Millennials are often thought of as this mysterious cohort that lives in a different (digital) world with different conventions and values and that speaks a different language that needs to be decoded. A group for which the conventional principles of effective marketing and communication do not apply. And a large amount of Millennials research out there, as well as all the Millennial experts out there, seem to perpetuate this myth.
So if you’re looking for the latest and flashy buzz-word for Millennials, this won’t be the place for you (but thanks for reading all the way through here).
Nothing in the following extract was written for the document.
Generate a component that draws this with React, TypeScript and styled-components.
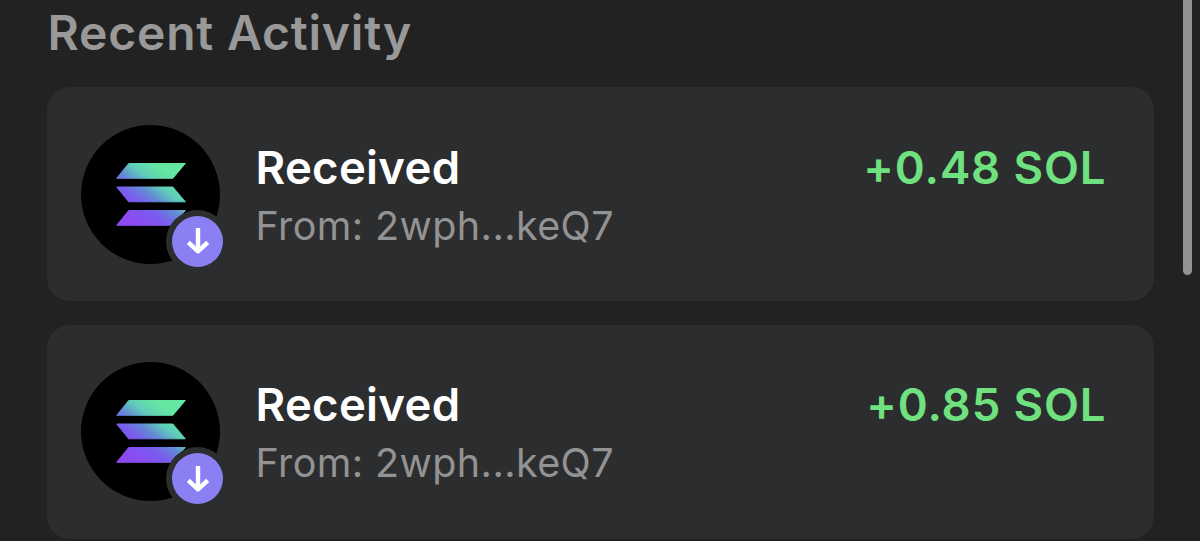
import { FC } from "react";
import styled, { createGlobalStyle } from 'styled-components';


const Colors = {
    background: '#222222',
    card: '#2c2d2f',
    white: '#ffffff',
    fontColorLight: '#999999',
    fontColorMuted: '#939394',
    green: '#6fe27f',
    purple: '#8b80f3',
    scrollbar: '#929292',
};

const GlobalStyle = createGlobalStyle`
    * {
        box-sizing: border-box;
    }
    body {
        margin: 0;
        overflow: hidden;
        background-color: ${Colors.background};
        font-family: Inter, sans-serif;
    }
    h2, p {
        margin: 0;
    }
`;

const Wrapper = styled.div`
    display: flex;
    justify-content: space-between;
    height: 541px;
    padding: 0 8px 0 47px;
    overflow: hidden;
`;

const Content = styled.section`
    width: 1107px;
    padding-top: 3px;
`;

const Heading = styled.h2`
    height: 84px;
    padding-left: 0.5px;
    color: ${Colors.fontColorLight};
    font-size: 48px;
    font-weight: 600;
    line-height: 60px;
    letter-spacing: 0.8px;
    white-space: nowrap;
`;

const ActivityList = styled.div`
    display: flex;
    flex-direction: column;
    gap: 23.5px;
`;

const ActivityCard = styled.div`
    display: flex;
    align-items: flex-start;
    height: 214px;
    padding: 37.5px 47.5px 0 34px;
    border-radius: 23px;
    background-color: ${Colors.card};
`;

const TokenIcon = styled.div`
    position: relative;
    flex: none;
    display: flex;
    align-items: center;
    justify-content: center;
    width: 139px;
    height: 139px;
    border-radius: 50%;
    background-color: black;
`;

const Badge = styled.div`
    position: absolute;
    right: -9px;
    bottom: -9px;
    display: flex;
    align-items: center;
    justify-content: center;
    width: 63px;
    height: 63px;
    border-radius: 50%;
    background-color: ${Colors.card};
`;

const BadgeCircle = styled.div`
    display: flex;
    align-items: center;
    justify-content: center;
    width: 51px;
    height: 51px;
    border-radius: 50%;
    background-color: ${Colors.purple};
`;

const ActivityInfo = styled.div`
    flex: 1;
    padding: 15px 0 0 35.5px;
    white-space: nowrap;
`;

const ActivityTitle = styled.p`
    color: ${Colors.white};
    font-size: 45.5px;
    font-weight: 600;
    line-height: 56px;
    letter-spacing: 0.3px;
`;

const ActivityFrom = styled.p`
    padding-top: 5px;
    color: ${Colors.fontColorMuted};
    font-size: 39.5px;
    font-weight: 400;
    line-height: 50px;
    letter-spacing: 0.4px;
`;

const Amount = styled.p`
    padding-top: 15px;
    color: ${Colors.green};
    font-size: 45.5px;
    font-weight: 600;
    line-height: 56px;
    letter-spacing: 0.9px;
    white-space: nowrap;
`;

const Scrollbar = styled.div`
    width: 9px;
    height: 275px;
    border-radius: 0 0 5px 5px;
    background-color: ${Colors.scrollbar};
`;

interface IActivity {
    id: number;
    title: string;
    from: string;
    amount: string;
}

const activities: IActivity[] = [
    { id: 1, title: 'Received', from: '2wph...keQ7', amount: '+0.48 SOL' },
    { id: 2, title: 'Received', from: '2wph...keQ7', amount: '+0.85 SOL' },
];

const SolanaLogo: FC<{ gradientId: string }> = ({ gradientId }) => (
    <svg width="70" height="63" viewBox="0 0 70 63">
        <defs>
            <linearGradient id={gradientId} gradientUnits="userSpaceOnUse" x1="10" y1="66" x2="58" y2="2">
                <stop offset="0.14" stopColor="#8c4af3" />
                <stop offset="0.36" stopColor="#7a5cee" />
                <stop offset="0.52" stopColor="#6488d8" />
                <stop offset="0.68" stopColor="#60cdb8" />
                <stop offset="0.86" stopColor="#65e6a3" />
            </linearGradient>
        </defs>
        <g fill={`url(#${gradientId})`} stroke={`url(#${gradientId})`} strokeWidth="1" strokeLinejoin="round">
            <path d="M12.7 0.5H69.3L56.8 15.3H0.7Z" />
            <path d="M0.7 24H56.8L69.3 38.8H12.7Z" />
            <path d="M12.7 47.5H69.3L56.8 62.3H0.7Z" />
        </g>
    </svg>
);

const ArrowDown: FC = () => (
    <svg width="26" height="28" viewBox="0 0 26 28" fill="none" stroke="white" strokeWidth="4.4">
        <path d="M13 1V24.5" />
        <path d="M3.3 15.3L13 24.3L22.7 15.3" strokeLinejoin="round" />
    </svg>
);

const App: FC = () => {
    return (
        <>
            <GlobalStyle />
            <Wrapper>
                <Content>
                    <Heading>Recent Activity</Heading>
                    <ActivityList>
                        {activities.map(({ id, title, from, amount }) => (
                            <ActivityCard key={id}>
                                <TokenIcon>
                                    <SolanaLogo gradientId={`solana-${id}`} />
                                    <Badge>
                                        <BadgeCircle>
                                            <ArrowDown />
                                        </BadgeCircle>
                                    </Badge>
                                </TokenIcon>
                                <ActivityInfo>
                                    <ActivityTitle>{title}</ActivityTitle>
                                    <ActivityFrom>From: {from}</ActivityFrom>
                                </ActivityInfo>
                                <Amount>{amount}</Amount>
                            </ActivityCard>
                        ))}
                    </ActivityList>
                </Content>
                <Scrollbar />
            </Wrapper>
        </>
    );
}

export default App;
In fact, our learning show instead that the best strategies to attract Millennials to your brand are based on sound, basic, no BS and proven strategic principles (not flashy and mystical new marketing or communication concepts) and smart creative executions that are rooted in timeless principles of human persuasion yet take advantage of today’s technological capabilities.
In fact, our research and experience show that Millennials are a group of very pragmatic consumers that demand value and substance from the brands they chose to interact with and that responds to sound, insightful and creative marketing programs just like any other consumer segment. Millennials just happen to have grown up in a digital world and therefore are way more familiar with the digital and social space than most marketers trying to appeal to them.